##### Given information
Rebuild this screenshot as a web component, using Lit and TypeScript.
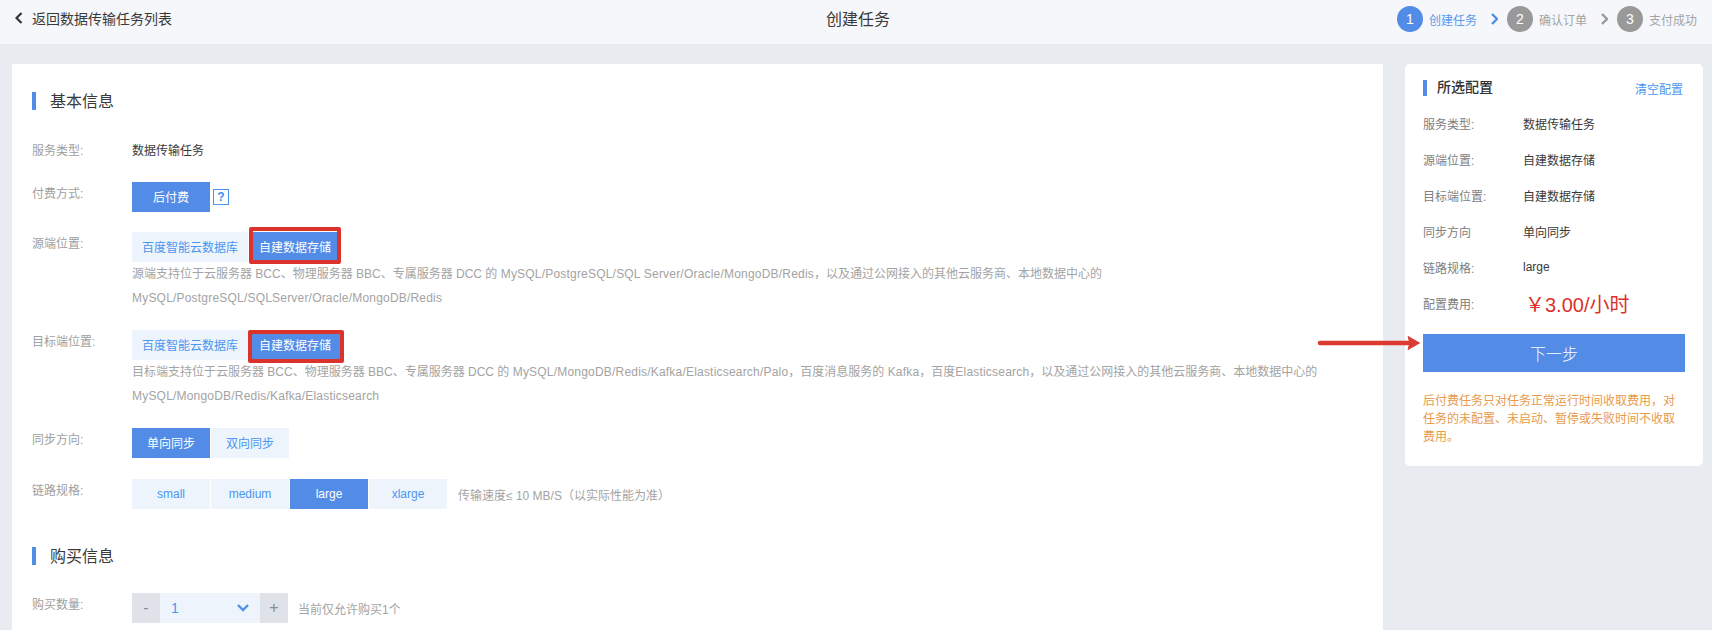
import { LitElement, html, css } from "lit";
import { customElement } from "lit/decorators.js";

@customElement("app-root")
export class AppRoot extends LitElement {
  static styles = css`
    :host { display: block; height: 100vh; overflow: hidden; background: #e8ebf0; color: #3a3a3a;
      font-family: "Liberation Sans", "Noto Sans CJK SC", sans-serif; font-size: 12px; font-weight: 400; }
    * { box-sizing: border-box; }
    .header { height: 44px; background: #f5f7fb; display: grid; grid-template-columns: 1fr auto 1fr; align-items: center; padding: 0 15px 0 15px; }
    .back { display: flex; align-items: center; gap: 9px; font-size: 14px; color: #3a3a3a; margin-top: -8px; }
    .page-title { font-size: 16px; color: #3a3a3a; margin-top: -8px; margin-left: 4px; }
    .steps { display: flex; align-items: center; justify-content: flex-end; margin-top: -6px; }
    .circle { width: 26px; height: 26px; border-radius: 50%; background: #999; color: #fff; font-size: 14px; display: flex; align-items: center; justify-content: center; margin-right: 6px; }
    .step { color: #a3a3a3; display: flex; align-items: center; }
    .step.on { color: #5a9ae8; }
    .step.on .circle { background: #528ce6; }
    .chev { margin: 0 9px 0 14px; display: block; }
    .main { display: flex; gap: 22px; padding: 20px 9px 0 12px; align-items: flex-start; }
    .left { width: 1371px; background: #fff; padding: 28px 20px 0; height: 700px; }
    .sec { display: flex; align-items: center; height: 18px; font-size: 16px; color: #3a3a3a; border-left: 4px solid #528ce6; padding: 0 0 2px 14px; }
    .sec.first { margin-bottom: 31px; }
    .sec.second { margin-top: 38px; margin-bottom: 28px; }
    .row { display: grid; grid-template-columns: 100px 1fr; margin-bottom: 20px; }
    .row.text { margin-bottom: 22px; padding-top: 1px; line-height: 18px; }
    .row.tight { margin-bottom: 21px; }
    .row.last { margin-bottom: 0; }
    .lab { color: #a0a0a0; line-height: 18px; padding-top: 3px; }
    .row.text .lab { padding-top: 0; }
    .ctl { display: flex; align-items: center; gap: 1px; }
    .opt { height: 30px; min-width: 78px; padding: 0 10px 1px; display: flex; align-items: center; justify-content: center; background: #edf4fc; color: #4b96ef; position: relative; }
    .opt.on { background: #528ce6; color: #fff; }
    .mark { position: absolute; border: 4px solid #dc322c; border-radius: 2px; }
    .mark.a { left: 0; right: 0; top: -5px; bottom: -2px; }
    .mark.b { left: -1px; right: -3px; top: 0; bottom: -3px; }
    .help { width: 16px; height: 16px; border: 1px solid #4b96ef; color: #3c8cf0; font-size: 12px; font-weight: 700; display: flex; align-items: center; justify-content: center; margin-left: 2px; }
    .desc { color: #a3a3a3; line-height: 24px; }
    .en { letter-spacing: 0.2px; }
    .hint { color: #a3a3a3; margin-left: 10px; }
    .qbtn { height: 30px; width: 28px; background: #dfe3e9; color: #8c8c8c; display: flex; align-items: center; justify-content: center; font-size: 16px; }
    .qsel { height: 30px; width: 100px; background: #edf4fc; color: #4b96ef; display: flex; align-items: center; justify-content: space-between; padding: 0 11px; font-size: 14px; }
    .qty { gap: 0; }
    .right { width: 298px; height: 402px; background: #fff; border-radius: 5px; padding: 16px 18px 0; position: relative; }
    .rhead { display: flex; justify-content: space-between; align-items: center; height: 16px; padding-right: 2px; }
    .rtitle { border-left: 4px solid #528ce6; padding: 0 0 2px 10px; font-size: 14px; font-weight: 500; color: #333; line-height: 14px; }
    .clear { color: #4b96ef; }
    .rrows { margin-top: 9px; }
    .rrow { display: grid; grid-template-columns: 100px 1fr; height: 36px; align-items: center; }
    .rlab { color: #808080; }
    .price { color: #dc322c; font-size: 20px; padding-left: 2px; }
    .next { margin-top: 13px; height: 38px; background: #528ce6; color: #fff; font-size: 16px; font-weight: 300; display: flex; align-items: center; justify-content: center; width: 262px; }
    .note { margin-top: 20px; color: #e89a4a; line-height: 18px; width: 262px; }
    .arrow { position: absolute; left: 1316px; top: 332px; display: block; }
  `;

  private opt(t: string, on = false, mark = "") {
    return html`<div class="opt ${on ? "on" : ""}">${t}${mark ? html`<span class="mark ${mark}"></span>` : ""}</div>`;
  }

  render() {
    const rows = [["服务类型:", "数据传输任务"], ["源端位置:", "自建数据存储"], ["目标端位置:", "自建数据存储"], ["同步方向", "单向同步"], ["链路规格:", "large"]];
    return html`
      <div class="header">
        <div class="back">
          <svg width="8" height="12" viewBox="0 0 8 12"><path d="M6.5 1 1.5 6l5 5" fill="none" stroke="#333" stroke-width="2.2"/></svg>
          <span>返回数据传输任务列表</span>
        </div>
        <div class="page-title">创建任务</div>
        <div class="steps">
          <div class="step on"><span class="circle">1</span>创建任务</div>
          <svg class="chev" width="7" height="12" viewBox="0 0 7 12"><path d="M1 1l5 5-5 5" fill="none" stroke="#4f8fe8" stroke-width="2.4"/></svg>
          <div class="step"><span class="circle">2</span>确认订单</div>
          <svg class="chev" width="7" height="12" viewBox="0 0 7 12"><path d="M1 1l5 5-5 5" fill="none" stroke="#999" stroke-width="2.4"/></svg>
          <div class="step"><span class="circle">3</span>支付成功</div>
        </div>
      </div>
      <div class="main">
        <div class="left">
          <div class="sec first">基本信息</div>
          <div class="row text"><div class="lab">服务类型:</div><div>数据传输任务</div></div>
          <div class="row"><div class="lab">付费方式:</div><div class="ctl">${this.opt("后付费", true)}<span class="help">?</span></div></div>
          <div class="row"><div class="lab">源端位置:</div><div>
            <div class="ctl">${this.opt("百度智能云数据库")}${this.opt("自建数据存储", true, "a")}</div>
            <div class="desc">源端支持位于云服务器 BCC、物理服务器 BBC、专属服务器 DCC 的 <span class="en">MySQL/PostgreSQL/SQL Server/Oracle/MongoDB/Redis</span>，以及通过公网接入的其他云服务商、本地数据中心的<br><span class="en">MySQL/PostgreSQL/SQLServer/Oracle/MongoDB/Redis</span></div>
          </div></div>
          <div class="row"><div class="lab">目标端位置:</div><div>
            <div class="ctl">${this.opt("百度智能云数据库")}${this.opt("自建数据存储", true, "b")}</div>
            <div class="desc">目标端支持位于云服务器 BCC、物理服务器 BBC、专属服务器 DCC 的 <span class="en">MySQL/MongoDB/Redis/Kafka/Elasticsearch/Palo</span>，百度消息服务的 <span class="en">Kafka</span>，百度<span class="en">Elasticsearch</span>，以及通过公网接入的其他云服务商、本地数据中心的<br><span class="en">MySQL/MongoDB/Redis/Kafka/Elasticsearch</span></div>
          </div></div>
          <div class="row tight"><div class="lab">同步方向:</div><div class="ctl">${this.opt("单向同步", true)}${this.opt("双向同步")}</div></div>
          <div class="row last"><div class="lab">链路规格:</div><div class="ctl">${this.opt("small")}${this.opt("medium")}${this.opt("large", true)}${this.opt("xlarge")}<span class="hint">传输速度≤ 10 MB/S（以实际性能为准）</span></div></div>
          <div class="sec second">购买信息</div>
          <div class="row last"><div class="lab">购买数量:</div><div class="ctl qty">
            <span class="qbtn">-</span>
            <span class="qsel">1<svg width="12" height="8" viewBox="0 0 12 8"><path d="M1 1l5 5 5-5" fill="none" stroke="#4f8fe8" stroke-width="2.4"/></svg></span>
            <span class="qbtn">+</span>
            <span class="hint">当前仅允许购买1个</span>
          </div></div>
        </div>
        <div class="right">
          <div class="rhead"><div class="rtitle">所选配置</div><div class="clear">清空配置</div></div>
          <div class="rrows">
            ${rows.map((r) => html`<div class="rrow"><div class="rlab">${r[0]}</div><div>${r[1]}</div></div>`)}
            <div class="rrow"><div class="rlab">配置费用:</div><div class="price">￥3.00/小时</div></div>
          </div>
          <div class="next">下一步</div>
          <div class="note">后付费任务只对任务正常运行时间收取费用，对任务的未配置、未启动、暂停或失败时间不收取费用。</div>
        </div>
      </div>
      <svg class="arrow" width="106" height="22" viewBox="0 0 106 22"><path d="M4 11H95" stroke="#dc3a30" stroke-width="4.5" stroke-linecap="round"/><path d="M92 4.5 103.5 11 92 17.5 94 11z" fill="#dc3a30" stroke="#dc3a30" stroke-linejoin="round"/></svg>
    `;
  }
}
##########
Request: Check each line above for the string "this", then copy the ones that have it.

Task output:
Rebuild this screenshot as a web component, using Lit and TypeScript.
          <div class="row"><div class="lab">付费方式:</div><div class="ctl">${this.opt("后付费", true)}<span class="help">?</span></div></div>
            <div class="ctl">${this.opt("百度智能云数据库")}${this.opt("自建数据存储", true, "a")}</div>
            <div class="ctl">${this.opt("百度智能云数据库")}${this.opt("自建数据存储", true, "b")}</div>
          <div class="row tight"><div class="lab">同步方向:</div><div class="ctl">${this.opt("单向同步", true)}${this.opt("双向同步")}</div></div>
          <div class="row last"><div class="lab">链路规格:</div><div class="ctl">${this.opt("small")}${this.opt("medium")}${this.opt("large", true)}${this.opt("xlarge")}<span class="hint">传输速度≤ 10 MB/S（以实际性能为准）</span></div></div>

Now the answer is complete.